■ Dataset excerpt:
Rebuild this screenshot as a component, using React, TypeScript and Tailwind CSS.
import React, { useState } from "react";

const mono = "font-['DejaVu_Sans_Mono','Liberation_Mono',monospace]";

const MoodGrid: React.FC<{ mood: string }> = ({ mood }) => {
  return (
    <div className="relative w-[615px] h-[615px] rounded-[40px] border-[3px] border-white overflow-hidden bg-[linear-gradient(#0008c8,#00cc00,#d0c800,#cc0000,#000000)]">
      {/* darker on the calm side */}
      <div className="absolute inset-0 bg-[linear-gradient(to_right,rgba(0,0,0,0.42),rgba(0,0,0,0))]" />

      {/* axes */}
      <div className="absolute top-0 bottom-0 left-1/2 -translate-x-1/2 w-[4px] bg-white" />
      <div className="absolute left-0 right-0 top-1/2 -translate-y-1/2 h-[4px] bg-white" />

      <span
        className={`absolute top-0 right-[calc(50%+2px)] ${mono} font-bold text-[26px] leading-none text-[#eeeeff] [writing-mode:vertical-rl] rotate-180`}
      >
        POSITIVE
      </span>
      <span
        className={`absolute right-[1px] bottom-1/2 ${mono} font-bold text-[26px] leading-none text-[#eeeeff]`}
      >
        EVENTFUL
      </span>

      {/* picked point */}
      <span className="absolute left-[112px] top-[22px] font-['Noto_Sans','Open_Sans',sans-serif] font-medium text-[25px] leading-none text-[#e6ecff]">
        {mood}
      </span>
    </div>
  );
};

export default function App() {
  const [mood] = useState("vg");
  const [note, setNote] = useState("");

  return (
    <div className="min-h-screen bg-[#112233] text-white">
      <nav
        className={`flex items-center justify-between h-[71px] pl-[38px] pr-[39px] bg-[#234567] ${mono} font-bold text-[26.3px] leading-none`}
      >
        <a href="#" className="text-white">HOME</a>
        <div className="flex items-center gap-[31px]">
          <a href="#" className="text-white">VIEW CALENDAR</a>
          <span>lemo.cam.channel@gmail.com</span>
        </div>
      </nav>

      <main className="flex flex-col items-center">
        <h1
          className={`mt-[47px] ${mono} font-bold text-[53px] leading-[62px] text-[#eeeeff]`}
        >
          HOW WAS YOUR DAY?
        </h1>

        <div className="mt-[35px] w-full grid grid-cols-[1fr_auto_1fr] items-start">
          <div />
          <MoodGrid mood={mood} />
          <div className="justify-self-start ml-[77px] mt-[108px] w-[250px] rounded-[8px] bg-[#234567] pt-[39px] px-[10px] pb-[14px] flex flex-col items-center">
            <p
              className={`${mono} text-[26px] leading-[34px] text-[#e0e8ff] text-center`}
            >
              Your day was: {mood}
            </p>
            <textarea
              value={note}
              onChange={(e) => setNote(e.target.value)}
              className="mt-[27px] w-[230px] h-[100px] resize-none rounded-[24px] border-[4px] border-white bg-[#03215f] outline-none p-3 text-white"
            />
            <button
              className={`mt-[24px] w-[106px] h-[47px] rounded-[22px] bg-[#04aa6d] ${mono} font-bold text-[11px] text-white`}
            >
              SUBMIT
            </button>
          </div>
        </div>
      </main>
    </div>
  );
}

■ Exercise goal:
Retype the listing exactly, in full.

■ Expected output:
Rebuild this screenshot as a component, using React, TypeScript and Tailwind CSS.
import React, { useState } from "react";

const mono = "font-['DejaVu_Sans_Mono','Liberation_Mono',monospace]";

const MoodGrid: React.FC<{ mood: string }> = ({ mood }) => {
  return (
    <div className="relative w-[615px] h-[615px] rounded-[40px] border-[3px] border-white overflow-hidden bg-[linear-gradient(#0008c8,#00cc00,#d0c800,#cc0000,#000000)]">
      {/* darker on the calm side */}
      <div className="absolute inset-0 bg-[linear-gradient(to_right,rgba(0,0,0,0.42),rgba(0,0,0,0))]" />

      {/* axes */}
      <div className="absolute top-0 bottom-0 left-1/2 -translate-x-1/2 w-[4px] bg-white" />
      <div className="absolute left-0 right-0 top-1/2 -translate-y-1/2 h-[4px] bg-white" />

      <span
        className={`absolute top-0 right-[calc(50%+2px)] ${mono} font-bold text-[26px] leading-none text-[#eeeeff] [writing-mode:vertical-rl] rotate-180`}
      >
        POSITIVE
      </span>
      <span
        className={`absolute right-[1px] bottom-1/2 ${mono} font-bold text-[26px] leading-none text-[#eeeeff]`}
      >
        EVENTFUL
      </span>

      {/* picked point */}
      <span className="absolute left-[112px] top-[22px] font-['Noto_Sans','Open_Sans',sans-serif] font-medium text-[25px] leading-none text-[#e6ecff]">
        {mood}
      </span>
    </div>
  );
};

export default function App() {
  const [mood] = useState("vg");
  const [note, setNote] = useState("");

  return (
    <div className="min-h-screen bg-[#112233] text-white">
      <nav
        className={`flex items-center justify-between h-[71px] pl-[38px] pr-[39px] bg-[#234567] ${mono} font-bold text-[26.3px] leading-none`}
      >
        <a href="#" className="text-white">HOME</a>
        <div className="flex items-center gap-[31px]">
          <a href="#" className="text-white">VIEW CALENDAR</a>
          <span>lemo.cam.channel@gmail.com</span>
        </div>
      </nav>

      <main className="flex flex-col items-center">
        <h1
          className={`mt-[47px] ${mono} font-bold text-[53px] leading-[62px] text-[#eeeeff]`}
        >
          HOW WAS YOUR DAY?
        </h1>

        <div className="mt-[35px] w-full grid grid-cols-[1fr_auto_1fr] items-start">
          <div />
          <MoodGrid mood={mood} />
          <div className="justify-self-start ml-[77px] mt-[108px] w-[250px] rounded-[8px] bg-[#234567] pt-[39px] px-[10px] pb-[14px] flex flex-col items-center">
            <p
              className={`${mono} text-[26px] leading-[34px] text-[#e0e8ff] text-center`}
            >
              Your day was: {mood}
            </p>
            <textarea
              value={note}
              onChange={(e) => setNote(e.target.value)}
              className="mt-[27px] w-[230px] h-[100px] resize-none rounded-[24px] border-[4px] border-white bg-[#03215f] outline-none p-3 text-white"
            />
            <button
              className={`mt-[24px] w-[106px] h-[47px] rounded-[22px] bg-[#04aa6d] ${mono} font-bold text-[11px] text-white`}
            >
              SUBMIT
            </button>
          </div>
        </div>
      </main>
    </div>
  );
}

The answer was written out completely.